<<<<

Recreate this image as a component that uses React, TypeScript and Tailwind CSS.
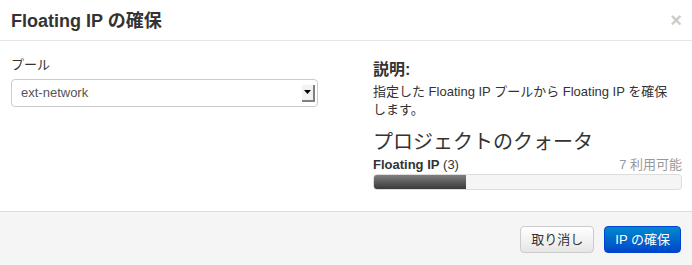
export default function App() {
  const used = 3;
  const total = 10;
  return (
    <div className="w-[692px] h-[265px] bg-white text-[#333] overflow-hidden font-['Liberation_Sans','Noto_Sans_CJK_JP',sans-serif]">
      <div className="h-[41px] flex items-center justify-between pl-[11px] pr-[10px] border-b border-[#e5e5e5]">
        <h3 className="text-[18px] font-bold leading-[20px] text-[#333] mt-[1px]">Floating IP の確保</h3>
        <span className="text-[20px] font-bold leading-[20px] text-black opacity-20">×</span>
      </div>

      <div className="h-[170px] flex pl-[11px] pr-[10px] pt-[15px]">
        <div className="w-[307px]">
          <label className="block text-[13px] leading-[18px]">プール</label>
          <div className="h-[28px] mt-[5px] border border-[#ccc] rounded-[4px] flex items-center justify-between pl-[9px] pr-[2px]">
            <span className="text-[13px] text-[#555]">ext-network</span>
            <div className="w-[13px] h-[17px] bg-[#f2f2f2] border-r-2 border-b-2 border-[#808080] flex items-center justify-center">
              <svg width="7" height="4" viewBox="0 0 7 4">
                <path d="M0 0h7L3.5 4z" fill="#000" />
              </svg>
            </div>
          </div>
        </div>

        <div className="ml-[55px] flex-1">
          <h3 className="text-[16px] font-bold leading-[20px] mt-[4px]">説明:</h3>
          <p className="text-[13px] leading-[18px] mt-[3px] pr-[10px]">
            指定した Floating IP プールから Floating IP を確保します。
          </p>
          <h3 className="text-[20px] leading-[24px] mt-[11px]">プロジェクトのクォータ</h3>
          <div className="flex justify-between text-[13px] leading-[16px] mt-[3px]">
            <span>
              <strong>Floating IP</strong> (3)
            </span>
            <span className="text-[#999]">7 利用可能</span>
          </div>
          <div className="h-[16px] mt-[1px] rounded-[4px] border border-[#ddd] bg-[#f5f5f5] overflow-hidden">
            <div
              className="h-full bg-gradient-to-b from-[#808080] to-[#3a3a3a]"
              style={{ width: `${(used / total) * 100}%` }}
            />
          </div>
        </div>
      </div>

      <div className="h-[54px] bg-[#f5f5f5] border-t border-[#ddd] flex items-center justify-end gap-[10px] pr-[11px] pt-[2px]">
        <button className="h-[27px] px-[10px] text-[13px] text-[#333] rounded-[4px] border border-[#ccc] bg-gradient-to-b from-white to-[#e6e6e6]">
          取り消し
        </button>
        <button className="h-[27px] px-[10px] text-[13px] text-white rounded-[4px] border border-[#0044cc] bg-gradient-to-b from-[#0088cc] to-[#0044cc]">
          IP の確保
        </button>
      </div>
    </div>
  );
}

>>>>

* [Instructions for the task] Quote each line of the listing exactly, but leave the pictures out.

* [Solution to this task]
Recreate this image as a component that uses React, TypeScript and Tailwind CSS.
export default function App() {
  const used = 3;
  const total = 10;
  return (
    <div className="w-[692px] h-[265px] bg-white text-[#333] overflow-hidden font-['Liberation_Sans','Noto_Sans_CJK_JP',sans-serif]">
      <div className="h-[41px] flex items-center justify-between pl-[11px] pr-[10px] border-b border-[#e5e5e5]">
        <h3 className="text-[18px] font-bold leading-[20px] text-[#333] mt-[1px]">Floating IP の確保</h3>
        <span className="text-[20px] font-bold leading-[20px] text-black opacity-20">×</span>
      </div>

      <div className="h-[170px] flex pl-[11px] pr-[10px] pt-[15px]">
        <div className="w-[307px]">
          <label className="block text-[13px] leading-[18px]">プール</label>
          <div className="h-[28px] mt-[5px] border border-[#ccc] rounded-[4px] flex items-center justify-between pl-[9px] pr-[2px]">
            <span className="text-[13px] text-[#555]">ext-network</span>
            <div className="w-[13px] h-[17px] bg-[#f2f2f2] border-r-2 border-b-2 border-[#808080] flex items-center justify-center">
              <svg width="7" height="4" viewBox="0 0 7 4">
                <path d="M0 0h7L3.5 4z" fill="#000" />
              </svg>
            </div>
          </div>
        </div>

        <div className="ml-[55px] flex-1">
          <h3 className="text-[16px] font-bold leading-[20px] mt-[4px]">説明:</h3>
          <p className="text-[13px] leading-[18px] mt-[3px] pr-[10px]">
            指定した Floating IP プールから Floating IP を確保します。
          </p>
          <h3 className="text-[20px] leading-[24px] mt-[11px]">プロジェクトのクォータ</h3>
          <div className="flex justify-between text-[13px] leading-[16px] mt-[3px]">
            <span>
              <strong>Floating IP</strong> (3)
            </span>
            <span className="text-[#999]">7 利用可能</span>
          </div>
          <div className="h-[16px] mt-[1px] rounded-[4px] border border-[#ddd] bg-[#f5f5f5] overflow-hidden">
            <div
              className="h-full bg-gradient-to-b from-[#808080] to-[#3a3a3a]"
              style={{ width: `${(used / total) * 100}%` }}
            />
          </div>
        </div>
      </div>

      <div className="h-[54px] bg-[#f5f5f5] border-t border-[#ddd] flex items-center justify-end gap-[10px] pr-[11px] pt-[2px]">
        <button className="h-[27px] px-[10px] text-[13px] text-[#333] rounded-[4px] border border-[#ccc] bg-gradient-to-b from-white to-[#e6e6e6]">
          取り消し
        </button>
        <button className="h-[27px] px-[10px] text-[13px] text-white rounded-[4px] border border-[#0044cc] bg-gradient-to-b from-[#0088cc] to-[#0044cc]">
          IP の確保
        </button>
      </div>
    </div>
  );
}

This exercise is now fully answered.